Déjotarus, le Galate, qui était déjà d’un grand âge, pria Caton de le venir voir, afin de lui recommander ses enfants et sa famille. Dès qu’il fut arrivé, Déjotarus lui envoya des présents de toute espèce, et employé les moyens les plus puissants, les instances les plus vives pour les lui faire accepter. Caton fut tellement irrité de ces obsessions, qu’il ne passa qu’une nuit dans le palais : il était arrive à la nuit tombante, et il repartit le lendemain matin à la troisième heure.
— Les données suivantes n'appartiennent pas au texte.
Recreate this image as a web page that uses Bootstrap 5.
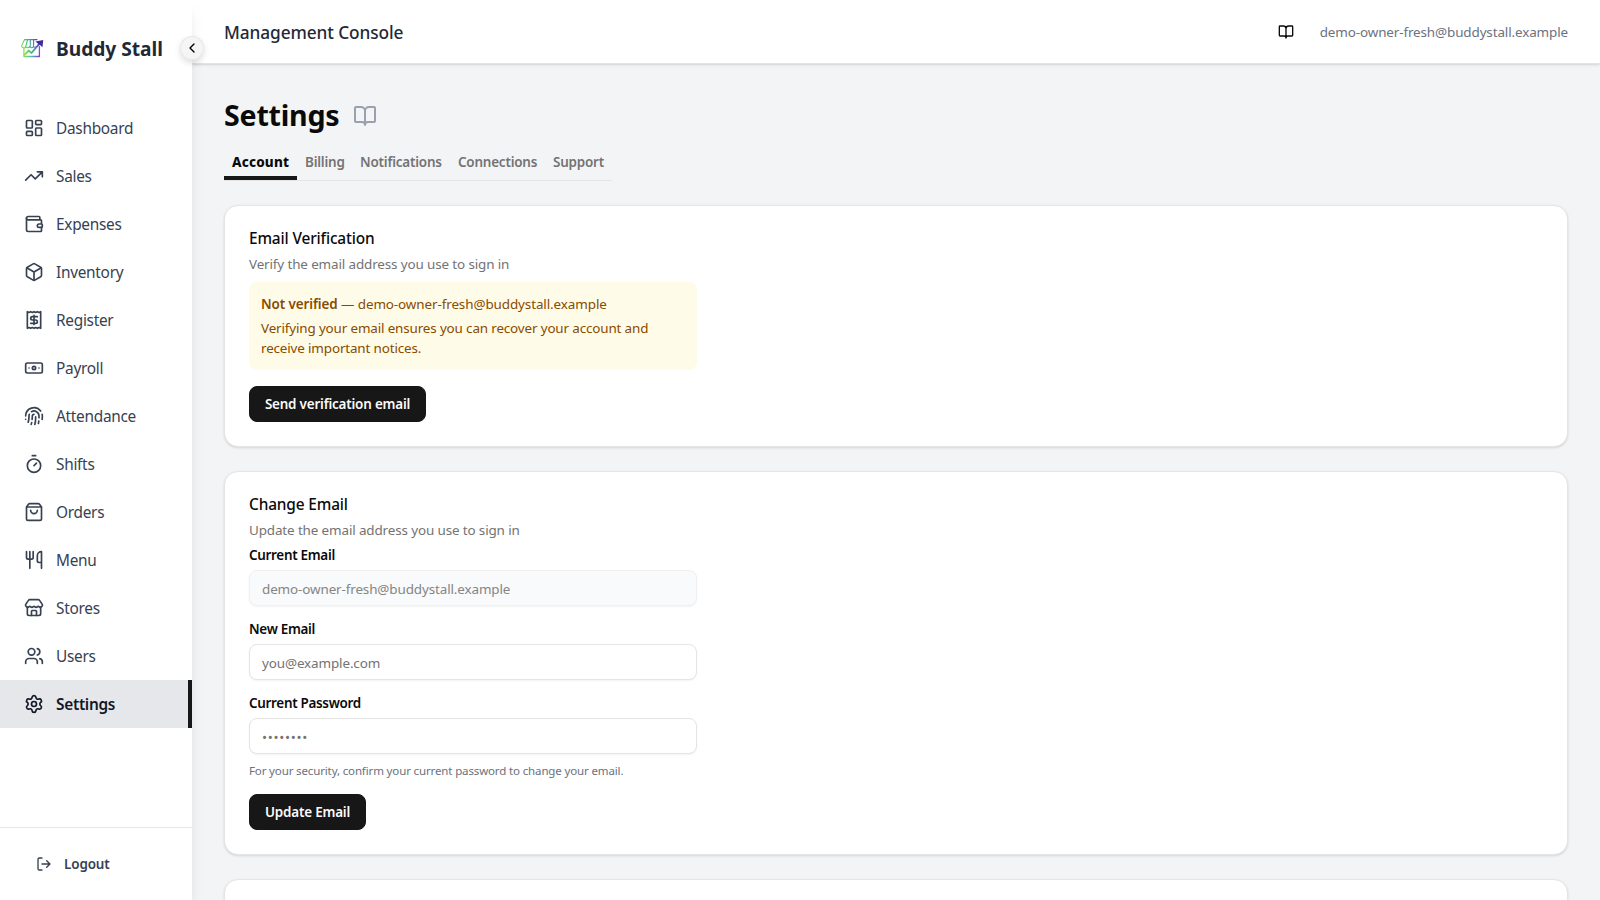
<!DOCTYPE html>
<html lang="en">
<head>
<meta charset="utf-8">
<meta name="viewport" content="width=device-width, initial-scale=1">
<title>Buddy Stall – Settings</title>
<link href="https://cdn.jsdelivr.net/npm/bootstrap@5.3.0/dist/css/bootstrap.min.css" rel="stylesheet">
<style>
  body { font-family: "Noto Sans", "Open Sans", sans-serif; font-size: 13.44px; line-height: 20px; letter-spacing: -.13px; color: #0a0a0a; background: #f3f4f6; }
  svg { display: block; flex: none; }
  .ico { fill: none; stroke: currentColor; stroke-width: 2; stroke-linecap: round; stroke-linejoin: round; }

  /* Sidebar */
  .sidebar { width: 192px; background: #fff; z-index: 3; box-shadow: 0 10px 15px -3px rgba(0,0,0,.1), 0 4px 6px -4px rgba(0,0,0,.1); }
  .brand { height: 96px; padding: 2px 0 0 20px; gap: 12px; font-size: 19.2px; font-weight: 700; letter-spacing: -.03px; color: #1f2937; }
  .brand svg { margin-bottom: 2px; }
  .side-link { height: 48px; padding: 2px 0 0 24px; gap: 12px; color: #374151; font-size: 15.4px; letter-spacing: -.28px; border-radius: 0; }
  .side-link svg { margin-bottom: 2px; }
  .side-link.active { background: #e5e7eb; color: #111827; font-weight: 600; letter-spacing: -.28px; border-right: 4px solid #171717; }
  .side-foot { height: 73px; border-top: 1px solid #e5e7eb; padding-left: 36px; gap: 12px; font-weight: 600; letter-spacing: -.12px; color: #374151; }
  .collapse-btn { left: 180px; top: 36px; width: 24px; height: 24px; background: #f5f5f5; border-radius: 50%; box-shadow: inset 0 0 0 1px #e8e8e8, 0 3px 6px rgba(0,0,0,.13); }

  /* Header and page heading */
  .topbar { height: 64px; background: #fff; border-bottom: 1px solid #e1e3e6; box-shadow: 0 1px 3px rgba(0,0,0,.1), 0 1px 2px -1px rgba(0,0,0,.1); padding: 0 32px; }
  .topbar-title { padding-top: 2px; font-size: 17.3px; font-weight: 500; letter-spacing: -.11px; color: #1f2937; }
  .user-mail { color: #6b7280; margin-left: 26px; letter-spacing: -.12px; }
  .heading { padding-top: 24px; height: 80px; }
  .heading .book { color: #99a1af; margin-left: 6px; }
  h1 { font-size: 28.6px; line-height: 36px; font-weight: 700; letter-spacing: -.22px; padding-bottom: 2px; }
  .page-tabs { height: 37px; border-bottom: 1px solid #e5e5e5; width: 388px; }
  .page-tabs .nav-link { height: 36px; padding: 8px 0 0 8px; color: #737373; font-weight: 600; letter-spacing: -.2px; border-radius: 0; }
  .page-tabs .nav-link.active { width: 73px; color: #0a0a0a; font-weight: 800; border-bottom: 4px solid #171717; letter-spacing: .18px; }
  .tab-billing { width: 55px; }
  .tab-notes { width: 98px; }
  .tab-conn { width: 95px; }

  /* Cards and forms */
  .panel { --bs-card-border-color: #e5e5e5; --bs-card-border-radius: 14px; --bs-card-inner-border-radius: 13px; padding: 24px; box-shadow: 0 1px 3px rgba(0,0,0,.1), 0 1px 2px -1px rgba(0,0,0,.1); }
  .panel h2 { font-size: 15.4px; line-height: 16px; font-weight: 500; letter-spacing: -.14px; padding-top: 1px; margin-bottom: 7px; }
  .panel .desc { color: #737373; margin-bottom: 8px; }
  .form-col { width: 448px; }
  .notice { background: #fefce8; color: #894b00; border-radius: 8px; padding: 12px; margin-bottom: 16px; letter-spacing: -.15px; }
  .notice p:first-child { letter-spacing: -.1px; }
  .notice strong { font-weight: 600; }
  .form-label { font-weight: 600; letter-spacing: -.3px; line-height: 14px; margin-bottom: 8px; display: block; }
  .form-control { height: 36px; padding: 6px 12px 4px; font-size: 13.44px; letter-spacing: -.12px; border-color: #e5e5e5; border-radius: 8px; box-shadow: 0 1px 2px rgba(0,0,0,.05); }
  .form-control::placeholder { color: #737373; }
  .form-control:disabled { background: #f9fafb; opacity: 1; border-color: #f0f0f1; color: #858585; }
  .form-control.pw { letter-spacing: .68px; }
  .hint { font-size: 11.52px; line-height: 16px; letter-spacing: -.144px; color: #6b7280; margin: 9px 0 -1px; }
  .btn-ink { --bs-btn-bg: #171717; --bs-btn-color: #fafafa; --bs-btn-border-color: #171717; --bs-btn-border-radius: 8px; height: 36px; padding: 0; font-size: 13.44px; line-height: 20px; font-weight: 600; letter-spacing: -.2px; }
  .send-btn { width: 177px; }
  .update-btn { width: 117px; }
  .panel-tail { min-height: 200px; }
</style>
</head>
<body class="vh-100 overflow-hidden">
<div class="d-flex h-100">

  <aside class="sidebar position-relative d-flex flex-column flex-shrink-0">
    <div class="brand d-flex align-items-center">
      <svg width="24" height="24" viewBox="0 0 24 24" fill="none" stroke="url(#brandGrad)" stroke-linejoin="round" stroke-linecap="round">
        <defs>
          <linearGradient id="brandGrad" gradientUnits="userSpaceOnUse" x1="2" y1="16" x2="22" y2="8"><stop offset="0" stop-color="#a3e635"/><stop offset=".4" stop-color="#3fc380"/><stop offset=".68" stop-color="#5b6fd0"/><stop offset="1" stop-color="#4527a0"/></linearGradient>
          <linearGradient id="frameGrad" gradientUnits="userSpaceOnUse" x1="3" y1="12" x2="21" y2="16"><stop offset="0" stop-color="#a3e635"/><stop offset=".5" stop-color="#4fc3a0"/><stop offset="1" stop-color="#7c3aed"/></linearGradient>
        </defs>
        <path stroke-width="1.100" d="M17 3.600H4.600L1.800 9.200a2 2 0 0 0 3.900 1.300 2.100 2.100 0 0 0 3.900 0 2.100 2.100 0 0 0 3.900 0 1.800 1.800 0 0 0 2.700.3M7.500 4 5.900 10M10.300 4v6.200M13.600 4v6.200"/>
        <path stroke="url(#frameGrad)" stroke-width="1.300" d="M3.900 11.500V20.500H19.400V10.500"/>
        <path stroke-width="1.900" d="M4.500 18.800 8.700 14.600 11.500 17 19.500 7.500"/>
        <path fill="#4527a0" stroke="none" d="M15.500 5.600 23.200 4 22.500 11.300 20.300 9.200 18.600 8.300Z"/>
      </svg>
      <span>Buddy Stall</span>
    </div>

    <nav class="nav flex-column flex-grow-1 pt-2">
      <a class="side-link nav-link d-flex align-items-center" href="#"><svg class="ico" width="20" height="20" viewBox="0 0 24 24"><rect width="7" height="9" x="3" y="3" rx="1"/><rect width="7" height="5" x="14" y="3" rx="1"/><rect width="7" height="9" x="14" y="12" rx="1"/><rect width="7" height="5" x="3" y="16" rx="1"/></svg>Dashboard</a>
      <a class="side-link nav-link d-flex align-items-center" href="#"><svg class="ico" width="20" height="20" viewBox="0 0 24 24"><path d="M22 7 13.500 15.500 8.500 10.500 2 17M16 7h6v6"/></svg>Sales</a>
      <a class="side-link nav-link d-flex align-items-center" href="#"><svg class="ico" width="20" height="20" viewBox="0 0 24 24"><path d="M19 7V4a1 1 0 0 0-1-1H5a2 2 0 0 0 0 4h15a1 1 0 0 1 1 1v4h-3a2 2 0 0 0 0 4h3a1 1 0 0 0 1-1v-2a1 1 0 0 0-1-1"/><path d="M3 5v14a2 2 0 0 0 2 2h15a1 1 0 0 0 1-1v-4"/></svg>Expenses</a>
      <a class="side-link nav-link d-flex align-items-center" href="#"><svg class="ico" width="20" height="20" viewBox="0 0 24 24"><path d="M21 8a2 2 0 0 0-1-1.730l-7-4a2 2 0 0 0-2 0l-7 4A2 2 0 0 0 3 8v8a2 2 0 0 0 1 1.730l7 4a2 2 0 0 0 2 0l7-4A2 2 0 0 0 21 16Z"/><path d="m3.300 7 8.700 5 8.700-5M12 22V12"/></svg>Inventory</a>
      <a class="side-link nav-link d-flex align-items-center" href="#"><svg class="ico" width="20" height="20" viewBox="0 0 24 24"><path d="M4 2v20l2-1 2 1 2-1 2 1 2-1 2 1 2-1 2 1V2l-2 1-2-1-2 1-2-1-2 1-2-1-2 1Z"/><path d="M16 8h-6a2 2 0 1 0 0 4h4a2 2 0 1 1 0 4H8M12 17.500v-11"/></svg>Register</a>
      <a class="side-link nav-link d-flex align-items-center" href="#"><svg class="ico" width="20" height="20" viewBox="0 0 24 24"><rect width="20" height="12" x="2" y="6" rx="2"/><circle cx="12" cy="12" r="2"/><path d="M6 12h.01M18 12h.01"/></svg>Payroll</a>
      <a class="side-link nav-link d-flex align-items-center" href="#"><svg class="ico" width="20" height="20" viewBox="0 0 24 24"><path d="M12 10a2 2 0 0 0-2 2c0 1.020-.1 2.510-.26 4M14 13.120c0 2.380 0 6.380-1 8.880M17.290 21.020c.12-.6.43-2.300.5-3.020M2 12a10 10 0 0 1 18-6M2 16h.01M21.800 16c.2-2 .131-5.354 0-6M5 19.500C5.500 18 6 15 6 12a6 6 0 0 1 .34-2M8.650 22c.21-.66.45-1.320.57-2M9 6.800a6 6 0 0 1 9 5.200v2"/></svg>Attendance</a>
      <a class="side-link nav-link d-flex align-items-center" href="#"><svg class="ico" width="20" height="20" viewBox="0 0 24 24"><path d="M10 2h4M12 14l3-3"/><circle cx="12" cy="14" r="8"/></svg>Shifts</a>
      <a class="side-link nav-link d-flex align-items-center" href="#"><svg class="ico" width="20" height="20" viewBox="0 0 24 24"><path d="M16 10a4 4 0 0 1-8 0M3.103 6.034h17.794"/><path d="M3.400 5.467a2 2 0 0 0-.4 1.200V20a2 2 0 0 0 2 2h14a2 2 0 0 0 2-2V6.667a2 2 0 0 0-.4-1.200l-2-2.667A2 2 0 0 0 17 2H7a2 2 0 0 0-1.600.8z"/></svg>Orders</a>
      <a class="side-link nav-link d-flex align-items-center" href="#"><svg class="ico" width="20" height="20" viewBox="0 0 24 24"><path d="M3 2v7c0 1.100.9 2 2 2h4a2 2 0 0 0 2-2V2M7 2v20M21 15V2a5 5 0 0 0-5 5v6c0 1.100.9 2 2 2h3Zm0 0v7"/></svg>Menu</a>
      <a class="side-link nav-link d-flex align-items-center" href="#"><svg class="ico" width="20" height="20" viewBox="0 0 24 24"><path d="M15 21v-5a1 1 0 0 0-1-1h-4a1 1 0 0 0-1 1v5"/><path d="M17.774 10.310a1.120 1.120 0 0 0-1.549 0 2.500 2.500 0 0 1-3.451 0 1.120 1.120 0 0 0-1.548 0 2.500 2.500 0 0 1-3.452 0 1.120 1.120 0 0 0-1.549 0 2.500 2.500 0 0 1-3.770-3.248l2.889-4.184A2 2 0 0 1 7 2h10a2 2 0 0 1 1.653.873l2.895 4.192a2.500 2.500 0 0 1-3.774 3.244"/><path d="M4 10.950V19a2 2 0 0 0 2 2h12a2 2 0 0 0 2-2v-8.050"/></svg>Stores</a>
      <a class="side-link nav-link d-flex align-items-center" href="#"><svg class="ico" width="20" height="20" viewBox="0 0 24 24"><path d="M16 21v-2a4 4 0 0 0-4-4H6a4 4 0 0 0-4 4v2"/><circle cx="9" cy="7" r="4"/><path d="M22 21v-2a4 4 0 0 0-3-3.870M16 3.128a4 4 0 0 1 0 7.744"/></svg>Users</a>
      <a class="side-link nav-link active d-flex align-items-center" href="#"><svg class="ico" width="20" height="20" viewBox="0 0 24 24"><path d="M9.671 4.136a2.340 2.340 0 0 1 4.659 0 2.340 2.340 0 0 0 3.319 1.915 2.340 2.340 0 0 1 2.330 4.033 2.340 2.340 0 0 0 0 3.831 2.340 2.340 0 0 1-2.330 4.033 2.340 2.340 0 0 0-3.319 1.915 2.340 2.340 0 0 1-4.659 0 2.340 2.340 0 0 0-3.320-1.915 2.340 2.340 0 0 1-2.330-4.033 2.340 2.340 0 0 0 0-3.831A2.340 2.340 0 0 1 6.350 6.051a2.340 2.340 0 0 0 3.319-1.915"/><circle cx="12" cy="12" r="3"/></svg>Settings</a>
    </nav>

    <div class="side-foot d-flex align-items-center">
      <svg class="ico" width="16" height="16" viewBox="0 0 24 24"><path d="M9 21H5a2 2 0 0 1-2-2V5a2 2 0 0 1 2-2h4M16 17l5-5-5-5M21 12H9"/></svg>Logout
    </div>

    <button class="collapse-btn position-absolute border-0 p-0 d-flex align-items-center justify-content-center" aria-label="Collapse sidebar">
      <svg class="ico" width="16" height="16" viewBox="0 0 24 24"><path d="m15 18-6-6 6-6"/></svg>
    </button>
  </aside>

  <div class="flex-grow-1 d-flex flex-column">
    <header class="topbar d-flex align-items-center justify-content-between flex-shrink-0">
      <div class="topbar-title">Management Console</div>
      <div class="d-flex align-items-center">
        <svg class="ico" width="16" height="16" viewBox="0 0 24 24"><path d="M12 7v14M3 18a1 1 0 0 1-1-1V4a1 1 0 0 1 1-1h5a4 4 0 0 1 4 4 4 4 0 0 1 4-4h5a1 1 0 0 1 1 1v13a1 1 0 0 1-1 1h-6a3 3 0 0 0-3 3 3 3 0 0 0-3-3z"/></svg>
        <span class="user-mail">demo-owner-fresh@buddystall.example</span>
      </div>
    </header>

    <main class="flex-grow-1 overflow-hidden px-4">
      <div class="px-2">
        <div class="heading d-flex align-items-center gap-2">
          <h1 class="mb-0">Settings</h1>
          <svg class="ico book" width="24" height="24" viewBox="0 0 24 24"><path d="M12 7v14M3 18a1 1 0 0 1-1-1V4a1 1 0 0 1 1-1h5a4 4 0 0 1 4 4 4 4 0 0 1 4-4h5a1 1 0 0 1 1 1v13a1 1 0 0 1-1 1h-6a3 3 0 0 0-3 3 3 3 0 0 0-3-3z"/></svg>
        </div>
        <nav class="page-tabs nav flex-nowrap">
          <a class="nav-link active" href="#">Account</a>
          <a class="nav-link tab-billing" href="#">Billing</a>
          <a class="nav-link tab-notes" href="#">Notifications</a>
          <a class="nav-link tab-conn" href="#">Connections</a>
          <a class="nav-link" href="#">Support</a>
        </nav>

        <div class="d-flex flex-column gap-4 mt-4">
          <section class="card panel">
            <h2>Email Verification</h2>
            <p class="desc">Verify the email address you use to sign in</p>
            <div class="form-col">
              <div class="notice">
                <p class="mb-1"><strong>Not verified</strong> — demo-owner-fresh@buddystall.example</p>
                <p class="mb-0">Verifying your email ensures you can recover your account and receive important notices.</p>
              </div>
              <button class="btn btn-ink d-block send-btn">Send verification email</button>
            </div>
          </section>

          <section class="card panel">
            <h2>Change Email</h2>
            <p class="desc">Update the email address you use to sign in</p>
            <form class="form-col">
              <div class="mb-3">
                <label class="form-label" for="cur">Current Email</label>
                <input class="form-control" id="cur" type="email" value="demo-owner-fresh@buddystall.example" disabled>
              </div>
              <div class="mb-3">
                <label class="form-label" for="new">New Email</label>
                <input class="form-control" id="new" type="email" placeholder="you@example.com">
              </div>
              <div class="mb-3">
                <label class="form-label" for="pw">Current Password</label>
                <input class="form-control pw" id="pw" type="password" placeholder="••••••••">
                <p class="hint">For your security, confirm your current password to change your email.</p>
              </div>
              <button class="btn btn-ink d-block update-btn" type="button">Update Email</button>
            </form>
          </section>

          <section class="card panel panel-tail"></section>
        </div>
      </div>
    </main>
  </div>
</div>
<script src="https://cdn.jsdelivr.net/npm/bootstrap@5.3.0/dist/js/bootstrap.bundle.min.js"></script>
</body>
</html>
En arrivant à Pessinunte[2], le soir du même jour, il y trouva des présents plus considérables encore qui l’attendaient, et des lettres du Galate, qui le conjurait de les agréer, ou, s’il persistait à les refuser, de les laisser au moins prendre à ses amis. « Ils méritent, disait Déjotarus, de recevoir du bien de toi ; mais tu n’es pas en état de les enrichir de ton patrimoine. » Mais Caton ne consentit pas même à cet arrangement, bien qu’il vît quelques-uns de ses amis qui n’eussent pas mieux demandé, et qui murmuraient de son refus. « Si une fois je me laissais gagner, leur dit-il, on ne manquerait jamais de prétexte pour se laisser corrompre ; du reste, je partagerai toujours avec mes amis ce que je posséderai justement, ce que j’aurai acquis par des voies

  1. Ce mot est mansuetior.
  2. Ville de la Galatie ou Gallo-Grèce, près du fleuve Sangarius.